Magistero meditteraneo
È una frase ripresa a riassumere il magistero papale del Mediterraneo, giunto al punto più inatteso della sua stesura con la firma apposta insieme all’imam di al-Azhar, al-Tayyeb, al Documento sulla fratellanza umana. “Quanto ci serve una misura umana davanti all’aggressività infantile e distruttiva che ci minaccia, di fronte al rischio di una guerra fredda allargata che può soffocare la vita di interi popoli e generazioni! Quell’infantilismo, purtroppo, non è sparito. Riemerge prepotentemente nelle seduzioni dell’autocrazia, nei nuovi imperialismi, nell’aggressività diffusa, nell’incapacità di gettare ponti e di partire dai più poveri. Oggi è tanto difficile pensare con la logica della pace. Ci siamo abituati a pensare con la logica della guerra. Da qui comincia a soffiare il vento gelido della guerra, che anche stavolta è stato alimentato negli anni”.

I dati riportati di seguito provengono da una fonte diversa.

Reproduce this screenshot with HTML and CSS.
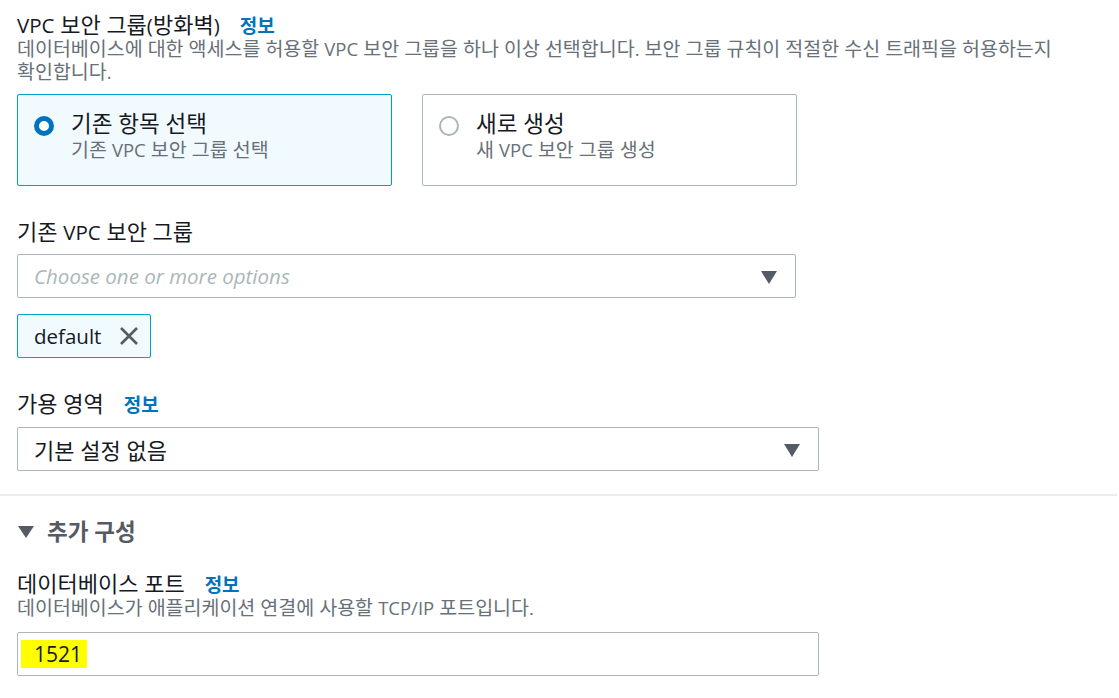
FILE: index.html
```html
<!DOCTYPE html>
<html lang="ko">
<head>
<meta charset="utf-8">
<link rel="stylesheet" href="styles.css">
</head>
<body>
<div class="page">
  <div class="field first">
    <div class="label"><span class="en">VPC</span> 보안 그룹<span class="en">(</span>방화벽<span class="en">)</span><a class="info">정보</a></div>
    <div class="desc">데이터베이스에 대한 액세스를 허용할 <span class="en">VPC</span> 보안 그룹을 하나 이상 선택합니다<span class="en">.</span> 보안 그룹 규칙이 적절한 수신 트래픽을 허용하는지 확인합니다<span class="en">.</span></div>
    <div class="tiles">
      <div class="tile selected">
        <span class="radio on"></span>
        <div class="tile-text">
          <div class="tile-title">기존 항목 선택</div>
          <div class="tile-sub">기존 <span class="en">VPC</span> 보안 그룹 선택</div>
        </div>
      </div>
      <div class="tile">
        <span class="radio"></span>
        <div class="tile-text">
          <div class="tile-title">새로 생성</div>
          <div class="tile-sub">새 <span class="en">VPC</span> 보안 그룹 생성</div>
        </div>
      </div>
    </div>
  </div>

  <div class="field sg">
    <div class="label">기존 <span class="en">VPC</span> 보안 그룹</div>
    <div class="select narrow">
      <span class="placeholder">Choose one or more options</span>
      <span class="caret"></span>
    </div>
    <div class="token">
      <span>default</span>
      <svg class="x" width="22" height="22" viewBox="0 0 22 22"><path d="M3 3 L19 19 M19 3 L3 19" stroke="#545b64" stroke-width="2.6" fill="none"/></svg>
    </div>
  </div>

  <div class="field az">
    <div class="label">가용 영역<a class="info">정보</a></div>
    <div class="select wide">
      <span class="value">기본 설정 없음</span>
      <span class="caret"></span>
    </div>
  </div>
</div>

<hr class="divider">

<div class="page">
  <div class="expander"><span class="exp-caret"></span><span>추가 구성</span></div>
  <div class="field port">
    <div class="label">데이터베이스 포트<a class="info">정보</a></div>
    <div class="desc">데이터베이스가 애플리케이션 연결에 사용할 <span class="en">TCP/IP</span> 포트입니다<span class="en">.</span></div>
    <div class="input wide"><span class="hl">1521</span></div>
  </div>
</div>
</body>
</html>
```

FILE: styles.css
```css
* { box-sizing: border-box; }
html, body { margin: 0; padding: 0; background: #fff; }
body {
  font-family: "Open Sans", "Noto Sans CJK KR", sans-serif;
  color: #16191f;
  overflow: hidden;
}
.page { padding: 0 0 0 17px; }
.field.first { padding-top: 11px; }
.en { line-height: 1; }
.label {
  font-size: 22px;
  line-height: 26px;
  height: 26px;
  color: #16191f;
  white-space: nowrap;
}
.label .en { font-size: 20.5px; }
.info {
  color: #0073bb;
  font-weight: 700;
  font-size: 19px;
  line-height: 1;
  margin-left: 20px;
}
.desc {
  font-size: 19.5px;
  line-height: 23px;
  color: #687078;
  width: 1050px;
}
.desc .en, .tile-sub .en { font-size: 18.5px; }
.tiles {
  display: flex;
  gap: 30px;
  margin-top: 11px;
}
.tile {
  width: 375px;
  height: 92px;
  border: 1px solid #aab7b8;
  border-radius: 2px;
  display: flex;
  align-items: flex-start;
  padding: 15px 16px;
  gap: 17px;
}
.tile.selected {
  border-color: #00a1c9;
  background: #f1faff;
}
.radio {
  flex: none;
  width: 20px;
  height: 20px;
  border-radius: 50%;
  border: 2px solid #aab7b8;
  margin-top: 6px;
  background: #fff;
}
.radio.on {
  border: 5px solid #0073bb;
}
.tile-title { font-size: 22.5px; line-height: 28px; color: #16191f; white-space: nowrap; }
.tile-sub { font-size: 19.5px; line-height: 23px; color: #687078; white-space: nowrap; }

.field.sg { margin-top: 32px; }
.select, .input {
  height: 44px;
  border: 1px solid #aab7b8;
  border-radius: 2px;
  display: flex;
  align-items: center;
  justify-content: space-between;
  padding: 0 18px 0 16px;
  background: #fff;
}
.select.narrow { width: 779px; margin-top: 10px; }
.wide { width: 802px; }
.placeholder {
  font-style: italic;
  color: #aab7b8;
  font-size: 20.5px;
}
.value { font-size: 22px; color: #16191f; }
.caret {
  width: 0; height: 0;
  border-left: 8px solid transparent;
  border-right: 8px solid transparent;
  border-top: 13px solid #545b64;
  margin-top: 2px;
}
.token {
  margin-top: 16px;
  width: 134px;
  height: 44px;
  border: 1px solid #00a1c9;
  border-radius: 2px;
  background: #f1faff;
  display: flex;
  align-items: center;
  padding: 0 10px 0 16px;
  justify-content: space-between;
  font-size: 20.5px;
}
.x { display: block; }

.field.az { margin-top: 32px; }
.select.wide { margin-top: 11px; }

.divider {
  border: 0;
  border-top: 2px solid #eaeded;
  margin: 23px 0 0 0;
  width: 1117px;
}
.expander {
  margin-top: 22px;
  display: flex;
  align-items: center;
  gap: 13px;
  font-size: 22.5px;
  font-weight: 700;
  color: #545b64;
  line-height: 28px;
}
.exp-caret {
  width: 0; height: 0;
  border-left: 8px solid transparent;
  border-right: 8px solid transparent;
  border-top: 12px solid #545b64;
  margin-left: 1px;
}
.field.port { margin-top: 24px; }
.desc + .input.wide { margin-top: 13px; }
.input.wide { justify-content: flex-start; padding-left: 3px; }
.hl {
  background: #ffff00;
  font-size: 21px;
  padding: 0 5px 0 13px;
  line-height: 28px;
}
```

Pensare che qualcuno abbia letto queste ultime parole in riferimento a specifiche azioni e non ad una cultura intera che si rafforza nell’aggressività e nella paura – parole speculari come le gocce dell’acqua – sorprende. La rosa dei venti che Francesco ha dispiegato da Malta è una lettura profonda che invita a liberarsi da autocrazie e da imperialismi, da aggressività e da cultura dello scarto, ossia da tutto ciò che – scrutando l’orizzonte dal Mediterraneo – l’umanità è chiamata a dismettere una volta per sempre. Altrimenti sarà la fine. Nel più grande dei peccati: l’odio.